How to Enjoy Black Tea in a Green Tea Nation

25 Oct

My wife and I stopped by the 3rd Busan International Tea & Craft Fair yesterday. Highlights, other than innumerable green teas, included hemp tea, a $1,500 pu-erh tea (bbo-ee cha), a pleasant Boseong green tea, and a $30 Ha-dong bal-ho cha (steamed green tea), which I bought.

This bal-ho cha looks like a black tea with the earthy fragrance of a green tea. The tea leaves are oxidized longer than for an oolong but not as long as a black, and the tea is as astringent as a green tea. I wonder if Matt’s Red Box DDok Cha is related. The other aspect of the Ha-dong plantations is, that, according to my wife, Boseong, which garners all the attention for tea, began with Japanese plants, but Ha-dong is indigenous. Not that I care about the nationality of my tea!

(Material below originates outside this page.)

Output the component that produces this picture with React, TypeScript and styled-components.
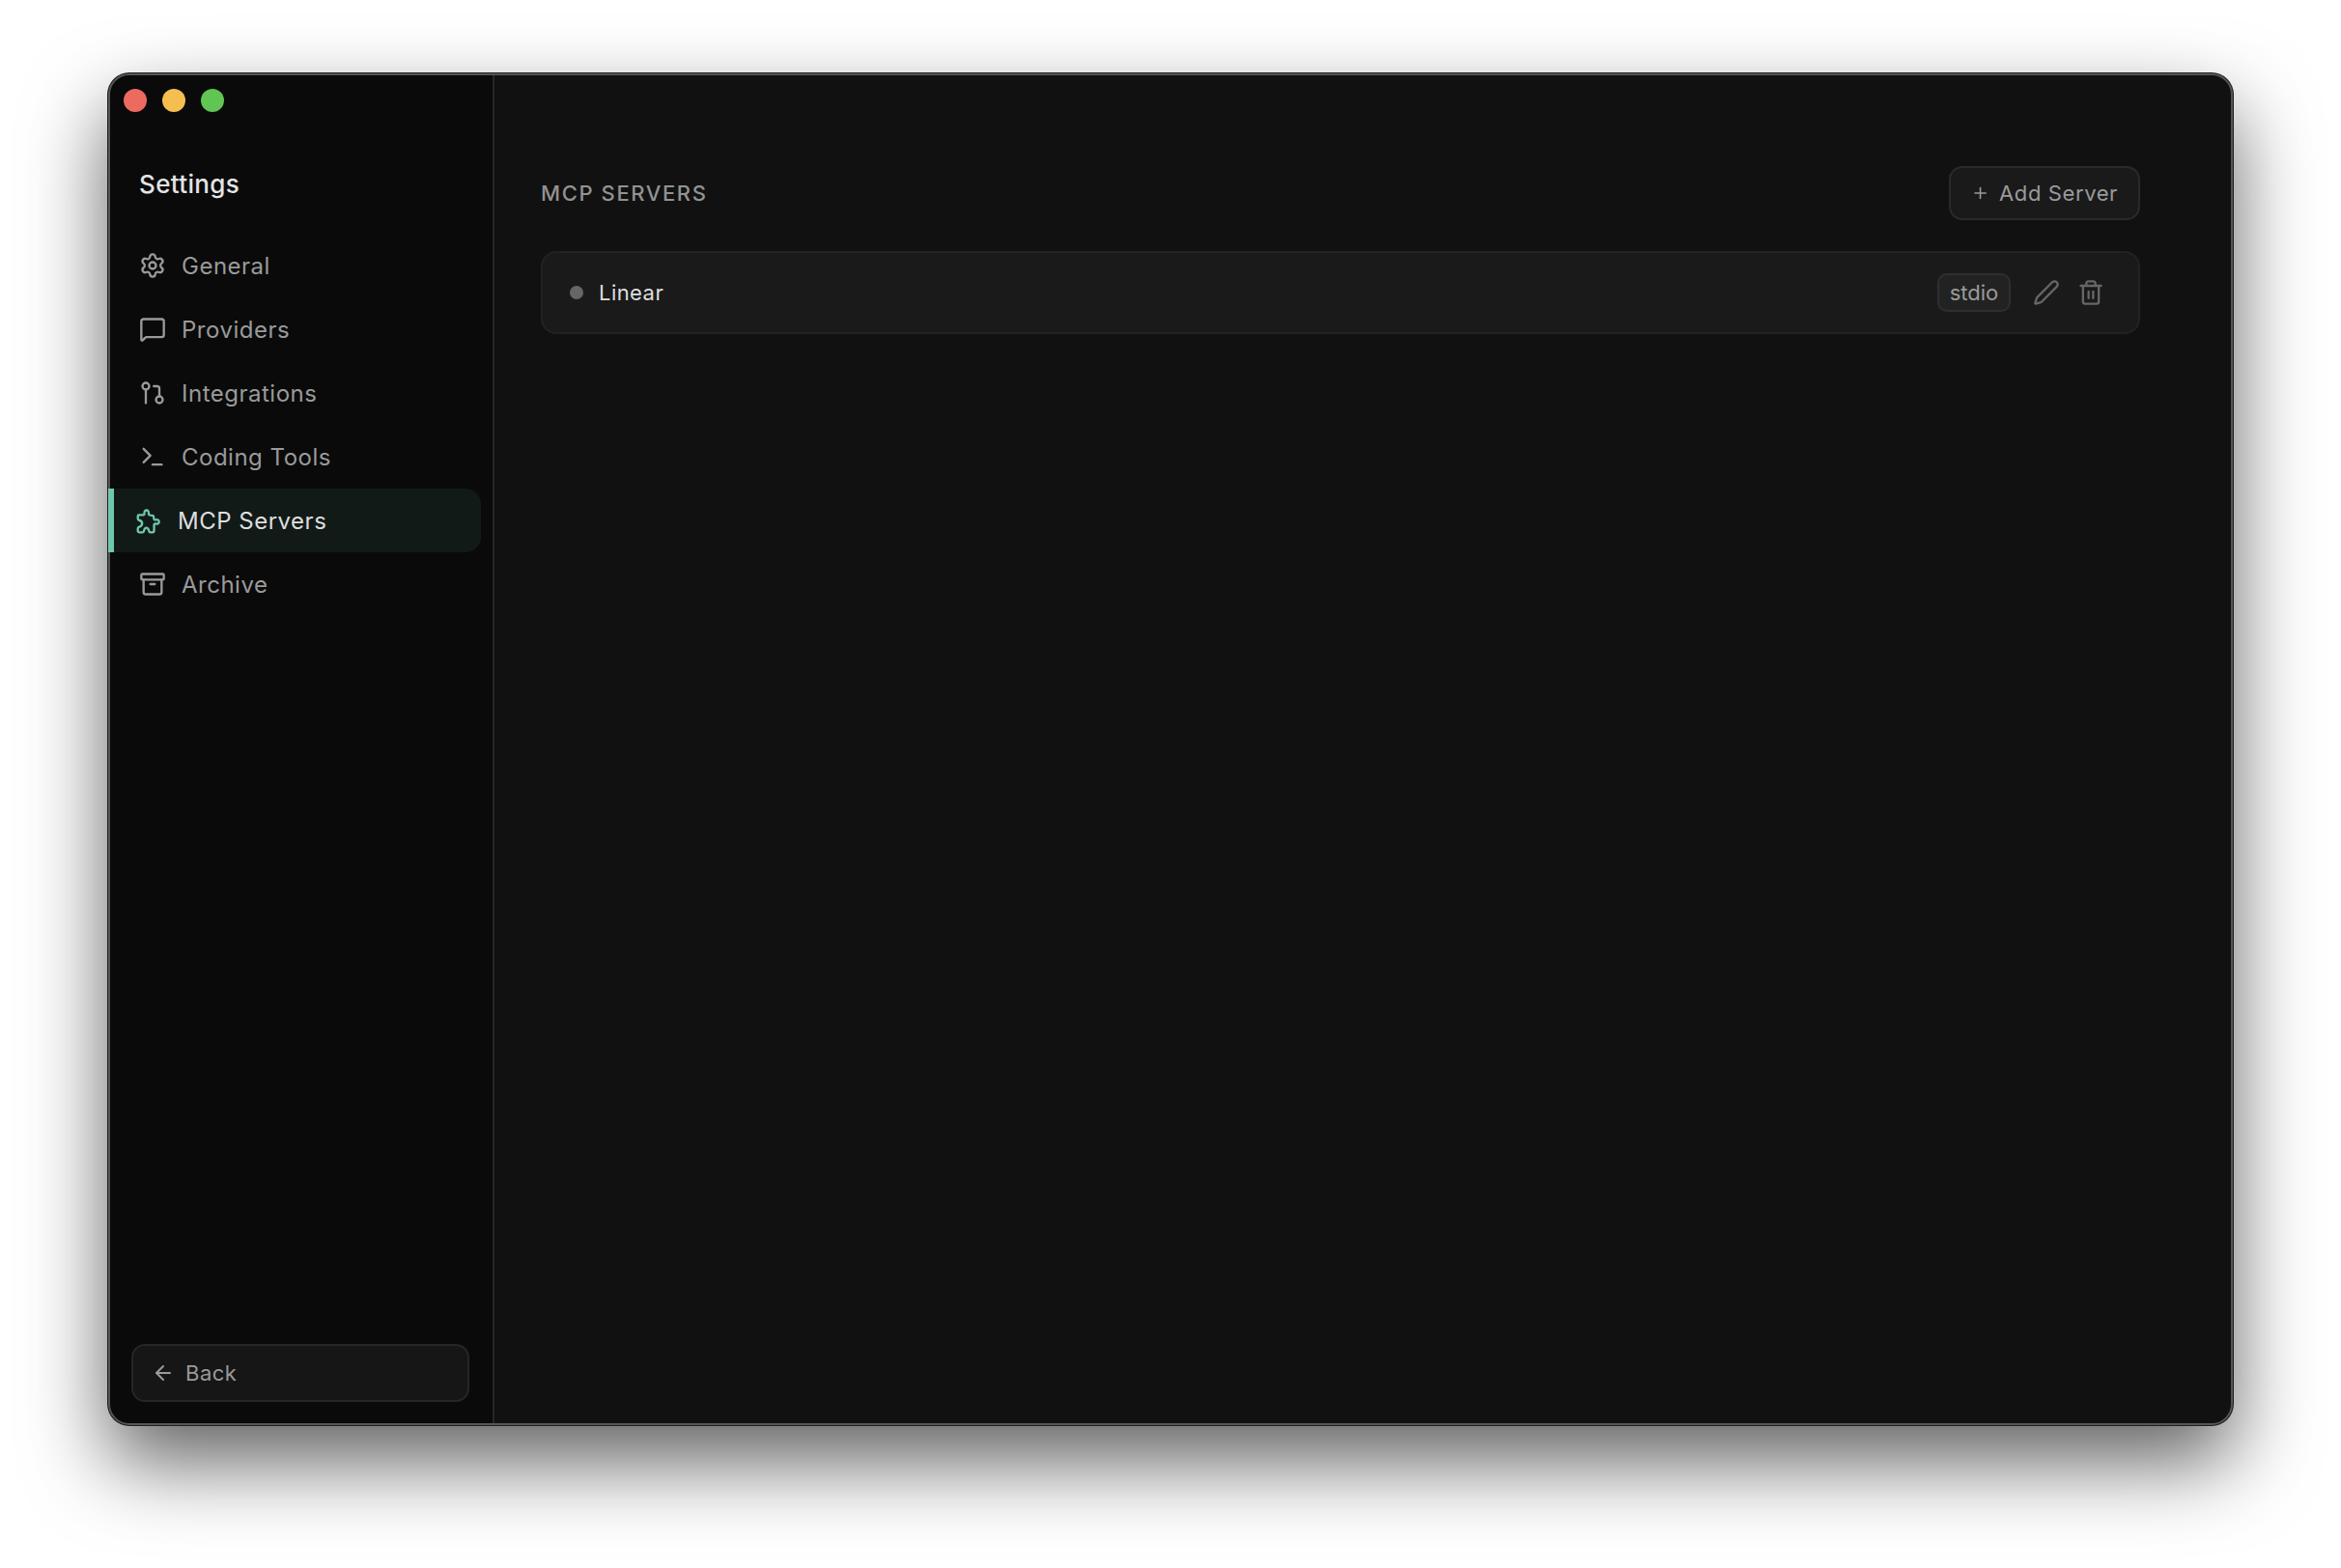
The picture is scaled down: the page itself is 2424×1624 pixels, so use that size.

The festival itself was rather small, and really was not much tea. I enjoy green tea, usually after eating Sunday brunch, but rarely do these festivals showcase foreign teas, indeed any tea except greens. A few vendors sell herbal teas, like a lotus tea we had, but nothing near to the variety possible. The presentations vary in quality, too.

But, now that I know of this chameleon half-green, oolong tea from Ha-dong, I can drink green tea and enjoy a little black, too.